ABSTRACT
Human posture prediction can often be formulated as a non-linear multi-objective optimization (MOO) problem. The joint displacement function is considered as a benchmark of human performance measures. The hypothesis is that human performance measures govern how human move as they do. Therefore, when joint displacement is used as the objective function, posture prediction is a MOO problem. The weighted sum method
is commonly used to fmd a Pareto solution of this MOO problem. Within the joint displacement function, the relative value of the weights represents the relative importance of the joint. Usually, weights are determined by trial and error approaches. This paper proposes a systematic approach to determine the weights for the joint displacement function in optimization-based posture prediction where a realistic posture is given. It can be formulated as a two-level optimization problem. The design variables are joint angles and weights. The cost function is the summation of the differences between joint angles and a realistic posture.
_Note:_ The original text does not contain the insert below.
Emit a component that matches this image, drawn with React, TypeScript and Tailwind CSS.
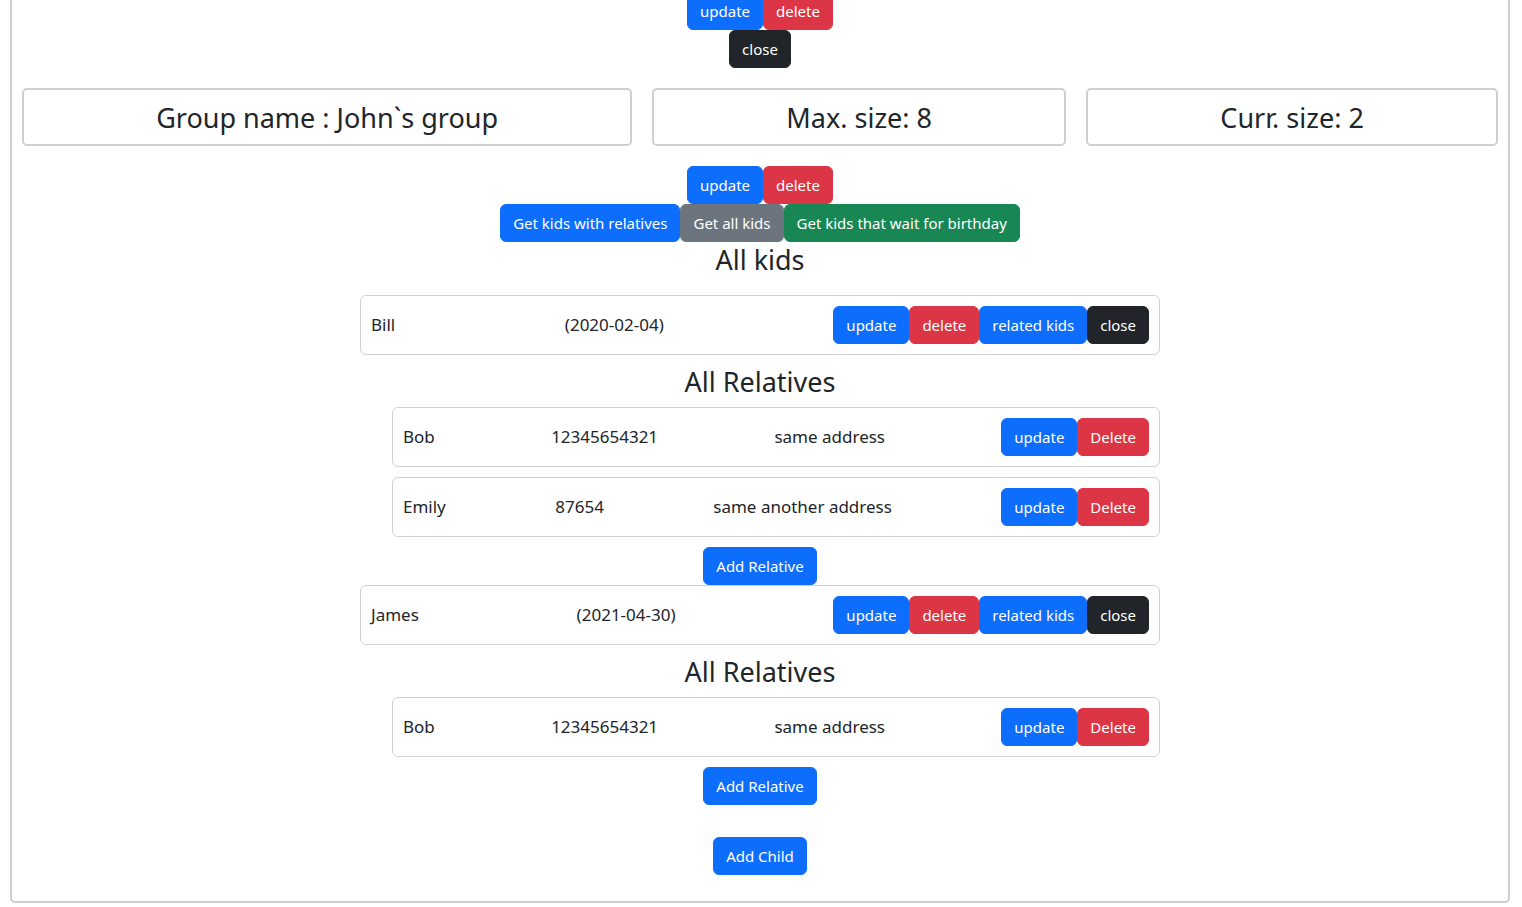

Constraints include (1) normalized weights within limits; (2) an inner optimization problem to solve for joint angles where joint displacement is the objective function, and constraints include that the end-effector reaches the target point and joint angles are within their limits. Additional constraints such as weight limits and weight linear equality constraints obtained through observations are also implemented in the formulation to test the method. A 21 degree of freedom (DOF) upper human model and three target points in-vehicle are used to illustrate the procedure of the method.